(Data records)
━━━━━━━━━━

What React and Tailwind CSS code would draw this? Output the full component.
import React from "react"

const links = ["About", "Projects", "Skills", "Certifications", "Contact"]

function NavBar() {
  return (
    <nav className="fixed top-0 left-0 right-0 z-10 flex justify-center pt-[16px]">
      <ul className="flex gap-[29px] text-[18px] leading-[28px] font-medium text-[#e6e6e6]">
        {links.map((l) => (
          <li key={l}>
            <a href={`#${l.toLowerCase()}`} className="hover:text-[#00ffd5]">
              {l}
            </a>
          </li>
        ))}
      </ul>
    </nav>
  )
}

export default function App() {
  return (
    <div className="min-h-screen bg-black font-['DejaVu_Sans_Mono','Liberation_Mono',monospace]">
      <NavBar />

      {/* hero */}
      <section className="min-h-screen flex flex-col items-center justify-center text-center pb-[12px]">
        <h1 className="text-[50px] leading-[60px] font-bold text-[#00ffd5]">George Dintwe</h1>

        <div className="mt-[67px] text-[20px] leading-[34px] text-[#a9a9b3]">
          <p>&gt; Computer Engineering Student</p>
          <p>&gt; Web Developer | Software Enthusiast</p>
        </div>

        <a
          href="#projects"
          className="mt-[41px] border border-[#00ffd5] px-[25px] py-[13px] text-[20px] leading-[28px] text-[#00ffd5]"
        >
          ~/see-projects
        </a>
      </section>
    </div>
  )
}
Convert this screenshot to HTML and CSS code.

━━━━━━━━━━

▶ _Written instruction_: Check every line of the records above for the string "React" and say how many contain it, giving the number alone.

▶ _Solved exercise_: 2